Y al igual que Jomeini aseguró a los iraníes hace más de cuatro décadas, los talibanes anunciaron esta semana que las mujeres estarían a salvo bajo el régimen teocrático. “Aseguramos que no habrá violencia contra las mujeres”, dijo el portavoz talibán Zabihullah Mujahid. Las descaradas mentiras de estos hombres solo son equiparables a su crueldad medieval.
No se trata de un concurso sobre quién es más miserable o está más amenazado. Como he mencionado, la comparación entre las mujeres iraníes y afganas ni siquiera es lineal. Pero si se le pregunta a una mujer iraní-estadounidense media sobre lo que está ocurriendo en Afganistán hoy en día, revelará una comprensión humilde y empática de algunas de las dificultades de las mujeres afganas. Muchas de estas mujeres iraníes, ya sea en Los Ángeles, en el condado de Orange o en Nueva York, siguen sufriendo traumas no tratados relacionados con el hecho de haber vivido la revolución (y haber escapado de Irán). Sus voces pueden ofrecer una de las acusaciones más poderosas y condenatorias del Islam fanático. Lamentablemente, no puedo decir lo mismo de algunas líderes estadounidenses; mientras que la representante Ilhan Omar (demócrata de Nueva York), que procede de Somalia, ve la libertad en el uso del hiyab, las mujeres iraníes conocen de primera mano la miseria del hiyab cuando es obligatorio (y su incumplimiento se castiga con la detención, la tortura y el encarcelamiento).
Sí, al igual que las mujeres afganas de hoy, las mujeres iraníes han vivido bajo el embrutecimiento de hombres fanatizados. Y para las que escapamos de Irán, hemos salido realmente del otro lado.
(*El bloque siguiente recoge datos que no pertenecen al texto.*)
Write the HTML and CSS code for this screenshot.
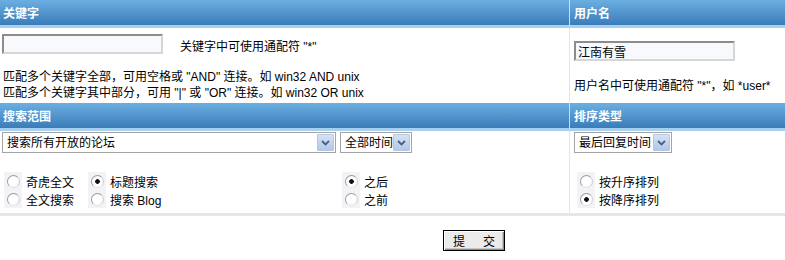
FILE: index.html
```html
<!DOCTYPE html>
<html lang="zh-CN">

<head>
    <meta charset="UTF-8">
    <meta name="viewport" content="width=device-width, initial-scale=1.0">
    <title>搜索</title>

    <link rel="stylesheet" href="styles.css">
</head>

<body>
    <form class="wrap">
        <table class="search">
            <tr>
                <th class="main">关键字</th>
                <th class="side">用户名</th>
            </tr>
            <tr class="row-kw">
                <td class="main">
                    <div class="kw-line">
                        <input class="text" type="text" name="srchtxt">
                        <span>关键字中可使用通配符 "*"</span>
                    </div>
                    <p class="note">
                        匹配多个关键字全部，可用空格或 "AND" 连接。如 win32 AND unix<br>
                        匹配多个关键字其中部分，可用 "|" 或 "OR" 连接。如 win32 OR unix
                    </p>
                </td>
                <td class="side">
                    <input class="text user" type="text" name="srchuname" value="江南有雪">
                    <p class="note user-note">用户名中可使用通配符 "*"，如 *user*</p>
                </td>
            </tr>
            <tr>
                <th class="main">搜索范围</th>
                <th class="side">排序类型</th>
            </tr>
            <tr class="row-range">
                <td class="main">
                    <div class="selects">
                        <label class="select w-forum">
                            <select name="srchfid">
                                <option>搜索所有开放的论坛</option>
                            </select>
                            <span class="arrow"><svg width="9" height="6" viewBox="0 0 9 6"><path d="M1 1 L4.5 4.5 L8 1" fill="none" stroke="#4a5f86" stroke-width="1.8"/></svg></span>
                        </label>
                        <label class="select w-time">
                            <select name="srchfrom">
                                <option>全部时间</option>
                            </select>
                            <span class="arrow"><svg width="9" height="6" viewBox="0 0 9 6"><path d="M1 1 L4.5 4.5 L8 1" fill="none" stroke="#4a5f86" stroke-width="1.8"/></svg></span>
                        </label>
                    </div>
                    <div class="opts range">
                        <label class="opt"><span class="rbox"><input type="radio" name="srchtype"></span>奇虎全文</label>
                        <label class="opt"><span class="rbox"><input type="radio" name="srchtype" checked></span>标题搜索</label>
                        <label class="opt"><span class="rbox"><input type="radio" name="before" checked></span>之后</label>
                        <label class="opt"><span class="rbox"><input type="radio" name="srchtype"></span>全文搜索</label>
                        <label class="opt"><span class="rbox"><input type="radio" name="srchtype"></span>搜索 Blog</label>
                        <label class="opt"><span class="rbox"><input type="radio" name="before"></span>之前</label>
                    </div>
                </td>
                <td class="side">
                    <div class="selects">
                        <label class="select w-order">
                            <select name="orderby">
                                <option>最后回复时间</option>
                            </select>
                            <span class="arrow"><svg width="9" height="6" viewBox="0 0 9 6"><path d="M1 1 L4.5 4.5 L8 1" fill="none" stroke="#4a5f86" stroke-width="1.8"/></svg></span>
                        </label>
                    </div>
                    <div class="opts order">
                        <label class="opt"><span class="rbox"><input type="radio" name="ascdesc"></span>按升序排列</label>
                        <label class="opt"><span class="rbox"><input type="radio" name="ascdesc" checked></span>按降序排列</label>
                    </div>
                </td>
            </tr>
        </table>

        <div class="actions">
            <button type="button" class="btn">提　交</button>
        </div>
    </form>
</body>

</html>
```

FILE: styles.css
```css
/* page */
html {
    overflow: hidden;
}

body {
    margin: 0;
    font: 12px "Liberation Sans", "Noto Sans CJK SC", sans-serif;
    color: #000;
    background: #fff;
}

.wrap {
    width: 948px;
    margin: 0;
}

/* table */
.search {
    width: 100%;
    border-collapse: separate;
    border-spacing: 0;
}

.search th {
    height: 25px;
    padding: 0 0 0 3px;
    text-align: left;
    vertical-align: middle;
    color: #fff;
    font-weight: bold;
    background: linear-gradient(#6bafe2, #3b7cb8);
    border-bottom: 3px solid #a7cfef;
}

.search td {
    padding: 0 0 0 0;
    vertical-align: top;
}

.search .main {
    width: 566px;
}

.search th.side {
    border-left: 1px solid #c9def0;
    padding-left: 4px;
}

.search td.side {
    border-left: 1px solid #dfe6ee;
    padding-left: 4px;
}

.row-kw td {
    height: 75px;
}

.row-range td {
    height: 82px;
    border-bottom: 3px solid #e3e7eb;
}

/* keyword row */
.kw-line {
    display: flex;
    align-items: center;
    gap: 17px;
    padding: 6px 0 0 2px;
}

.kw-line span {
    padding-top: 3px;
}

.text {
    box-sizing: border-box;
    width: 161px;
    height: 20px;
    margin: 0;
    padding: 0 2px;
    border: 2px solid;
    border-color: #8c8c8c #d6d6d6 #d6d6d6 #8c8c8c;
    background: #f7f9fd;
    font: inherit;
    color: #000;
}

.text.user {
    margin-top: 13px;
    display: block;
}

.note {
    margin: 15px 0 0 3px;
    line-height: 16px;
}

.user-note {
    margin: 17px 0 0 0;
}

/* selects */
.selects {
    display: flex;
    gap: 4px;
    padding: 1px 0 0 2px;
}

.side .selects {
    padding-left: 0;
}

.select {
    box-sizing: border-box;
    display: flex;
    align-items: center;
    height: 21px;
    border: 1px solid #a4a4a4;
    background: #fff;
}

.select select {
    flex: 1;
    min-width: 0;
    height: 100%;
    padding: 0 0 0 4px;
    border: 0;
    outline: 0;
    background: transparent;
    font: inherit;
    color: #000;
    appearance: none;
    -webkit-appearance: none;
}

.arrow {
    box-sizing: border-box;
    width: 17px;
    height: 17px;
    margin-right: 1px;
    display: flex;
    align-items: center;
    justify-content: center;
    border: 1px solid #b4c6e4;
    border-radius: 1px;
    background: linear-gradient(#d6e2f4, #b3c7e7);
}

.w-forum {
    width: 334px;
}

.w-time {
    width: 72px;
}

.w-order {
    width: 98px;
}

/* radios */
.opts {
    display: grid;
    grid-auto-rows: 18px;
    margin-top: 19px;
}

.opts.range {
    grid-template-columns: 84px 254px auto;
    margin-left: 4px;
}

.opts.order {
    grid-template-columns: auto;
    margin-left: 3px;
}

.opt {
    display: flex;
    align-items: center;
    gap: 4px;
}

.rbox {
    width: 18px;
    height: 18px;
    display: flex;
    align-items: center;
    justify-content: center;
    background: #f3f3f7;
}

.rbox input {
    appearance: none;
    -webkit-appearance: none;
    box-sizing: border-box;
    width: 13px;
    height: 13px;
    margin: 0;
    border-radius: 50%;
    border: 1px solid;
    border-color: #9c9c9c #cfcfcf #e2e2e2 #9c9c9c;
    background: radial-gradient(circle at 40% 40%, #fff 50%, #ececec);
}

.rbox input:checked {
    background: radial-gradient(circle, #111 0 2px, #fff 2.6px);
}

/* submit */
.actions {
    padding-top: 14px;
    text-align: center;
}

.btn {
    box-sizing: border-box;
    width: 62px;
    height: 21px;
    padding: 0 0 0 3px;
    border: 1px solid #000;
    background: #ebebeb;
    box-shadow: inset 1px 1px #fff, inset -1px -1px #8a8a8a, inset -2px -2px #c6c6c6;
    font: inherit;
    color: #000;
    letter-spacing: 3px;
}
```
¿Creemos que Estados Unidos podría convertirse alguna vez en una teocracia islámica? No exactamente. No en esta década, al menos. Y probablemente no en este siglo. Pero la mayoría de las mujeres de Oriente Medio tienen una cosa en común con los islamistas fanáticos (esperemos que sea la única): nuestras antiguas herencias nos permiten pensar en el futuro en términos de siglos, en lugar de simples años.
Pero incluso en Estados Unidos, algunas de nosotras seguimos mirando por encima del hombro. Y no podemos desprendernos de nuestras cicatrices, ni de nuestros pañuelos.